- Goal
Repeat the data below exactly, dropping any pictures it holds.

- Source excerpt
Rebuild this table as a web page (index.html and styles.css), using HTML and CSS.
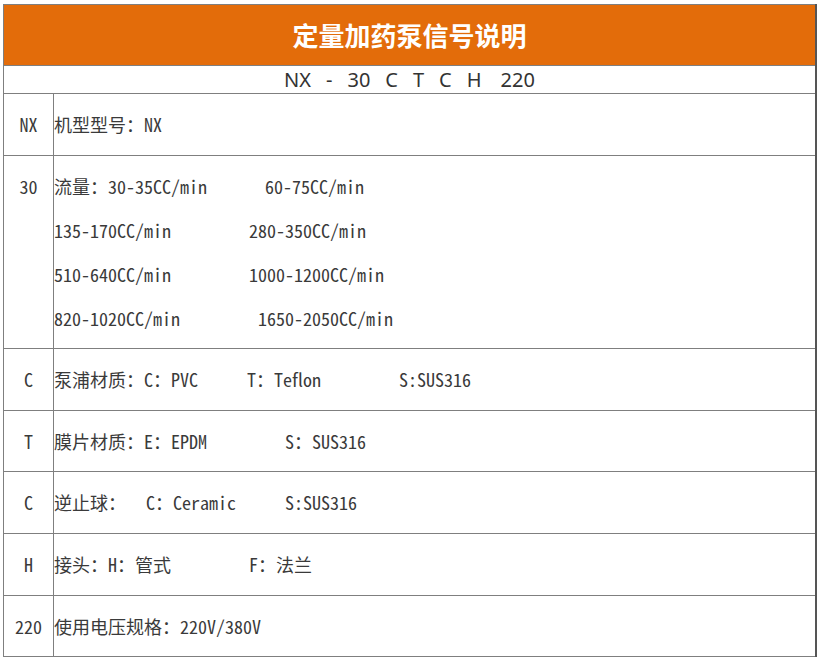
FILE: index.html
```html
<!DOCTYPE html>
<html lang="zh-CN">
<head>
<meta charset="utf-8">
<title>定量加药泵信号说明</title>
<link rel="stylesheet" href="styles.css">
</head>
<body>
<table class="spec">
  <tr class="title-row">
    <td colspan="2" class="title">定量加药泵信号说明</td>
  </tr>
  <tr class="code-row">
    <td colspan="2" class="code">
      <div class="code-items"><span>NX</span><span>-</span><span>30</span><span>C</span><span>T</span><span>C</span><span>H</span><span class="wide">220</span></div>
    </td>
  </tr>
  <tr>
    <td class="key">NX</td>
    <td class="val">机型型号：NX</td>
  </tr>
  <tr>
    <td class="key">30</td>
    <td class="val">
      <div>流量：30-35CC/min<span class="g58">60-75CC/min</span></div>
      <div>135-170CC/min<span class="g78">280-350CC/min</span></div>
      <div>510-640CC/min<span class="g78">1000-1200CC/min</span></div>
      <div>820-1020CC/min<span class="g78">1650-2050CC/min</span></div>
    </td>
  </tr>
  <tr>
    <td class="key">C</td>
    <td class="val">泵浦材质：C：PVC<span class="g49">T：Teflon</span><span class="g78">S:SUS316</span></td>
  </tr>
  <tr>
    <td class="key">T</td>
    <td class="val">膜片材质：E：EPDM<span class="g78">S：SUS316</span></td>
  </tr>
  <tr>
    <td class="key">C</td>
    <td class="val">逆止球：<span class="g20">C：Ceramic</span><span class="g49">S:SUS316</span></td>
  </tr>
  <tr>
    <td class="key">H</td>
    <td class="val">接头：H：管式<span class="g78">F：法兰</span></td>
  </tr>
  <tr>
    <td class="key">220</td>
    <td class="val">使用电压规格：220V/380V</td>
  </tr>
</table>
</body>
</html>
```

FILE: styles.css
```css
html, body {
  margin: 0;
  padding: 0;
  background: #ffffff;
}

.spec {
  margin: 4px 0 0 3px;
  width: 814px;
  border-collapse: collapse;
  border: 1px solid #7f7f7f;
  border-right: 2px solid #555555;
  font-family: "Noto Sans CJK SC", sans-serif;
  color: #3a3a3a;
}

.spec td {
  border: 1px solid #7f7f7f;
  padding: 0;
}

.title {
  height: 60px;
  background: #e36c0a;
  color: #ffffff;
  font-size: 26px;
  font-weight: 700;
  text-align: center;
  line-height: 58px;
}

.code {
  height: 27px;
  text-align: center;
  font-family: "Noto Sans", "Noto Sans CJK SC", sans-serif;
  font-size: 20px;
  line-height: 27px;
  color: #333333;
}

.code-items {
  display: flex;
  justify-content: center;
  gap: 15px;
}

.code-items .wide {
  margin-left: 4px;
}

.spec td.key,
.spec td.val {
  padding: 8px 0 8.6px;
  line-height: 44px;
  font-size: 18px;
  font-feature-settings: "hwid";
}

.key {
  width: 49px;
  text-align: center;
  vertical-align: top;
}

.spec td.val {
  white-space: nowrap;
  vertical-align: top;
}

.g20 { margin-left: 20px; }
.g49 { margin-left: 49px; }
.g58 { margin-left: 58px; }
.g78 { margin-left: 78px; }
```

- Complete answer
Rebuild this table as a web page (index.html and styles.css), using HTML and CSS.
FILE: index.html
```html
<!DOCTYPE html>
<html lang="zh-CN">
<head>
<meta charset="utf-8">
<title>定量加药泵信号说明</title>
<link rel="stylesheet" href="styles.css">
</head>
<body>
<table class="spec">
  <tr class="title-row">
    <td colspan="2" class="title">定量加药泵信号说明</td>
  </tr>
  <tr class="code-row">
    <td colspan="2" class="code">
      <div class="code-items"><span>NX</span><span>-</span><span>30</span><span>C</span><span>T</span><span>C</span><span>H</span><span class="wide">220</span></div>
    </td>
  </tr>
  <tr>
    <td class="key">NX</td>
    <td class="val">机型型号：NX</td>
  </tr>
  <tr>
    <td class="key">30</td>
    <td class="val">
      <div>流量：30-35CC/min<span class="g58">60-75CC/min</span></div>
      <div>135-170CC/min<span class="g78">280-350CC/min</span></div>
      <div>510-640CC/min<span class="g78">1000-1200CC/min</span></div>
      <div>820-1020CC/min<span class="g78">1650-2050CC/min</span></div>
    </td>
  </tr>
  <tr>
    <td class="key">C</td>
    <td class="val">泵浦材质：C：PVC<span class="g49">T：Teflon</span><span class="g78">S:SUS316</span></td>
  </tr>
  <tr>
    <td class="key">T</td>
    <td class="val">膜片材质：E：EPDM<span class="g78">S：SUS316</span></td>
  </tr>
  <tr>
    <td class="key">C</td>
    <td class="val">逆止球：<span class="g20">C：Ceramic</span><span class="g49">S:SUS316</span></td>
  </tr>
  <tr>
    <td class="key">H</td>
    <td class="val">接头：H：管式<span class="g78">F：法兰</span></td>
  </tr>
  <tr>
    <td class="key">220</td>
    <td class="val">使用电压规格：220V/380V</td>
  </tr>
</table>
</body>
</html>
```

FILE: styles.css
```css
html, body {
  margin: 0;
  padding: 0;
  background: #ffffff;
}

.spec {
  margin: 4px 0 0 3px;
  width: 814px;
  border-collapse: collapse;
  border: 1px solid #7f7f7f;
  border-right: 2px solid #555555;
  font-family: "Noto Sans CJK SC", sans-serif;
  color: #3a3a3a;
}

.spec td {
  border: 1px solid #7f7f7f;
  padding: 0;
}

.title {
  height: 60px;
  background: #e36c0a;
  color: #ffffff;
  font-size: 26px;
  font-weight: 700;
  text-align: center;
  line-height: 58px;
}

.code {
  height: 27px;
  text-align: center;
  font-family: "Noto Sans", "Noto Sans CJK SC", sans-serif;
  font-size: 20px;
  line-height: 27px;
  color: #333333;
}

.code-items {
  display: flex;
  justify-content: center;
  gap: 15px;
}

.code-items .wide {
  margin-left: 4px;
}

.spec td.key,
.spec td.val {
  padding: 8px 0 8.6px;
  line-height: 44px;
  font-size: 18px;
  font-feature-settings: "hwid";
}

.key {
  width: 49px;
  text-align: center;
  vertical-align: top;
}

.spec td.val {
  white-space: nowrap;
  vertical-align: top;
}

.g20 { margin-left: 20px; }
.g49 { margin-left: 49px; }
.g58 { margin-left: 58px; }
.g78 { margin-left: 78px; }
```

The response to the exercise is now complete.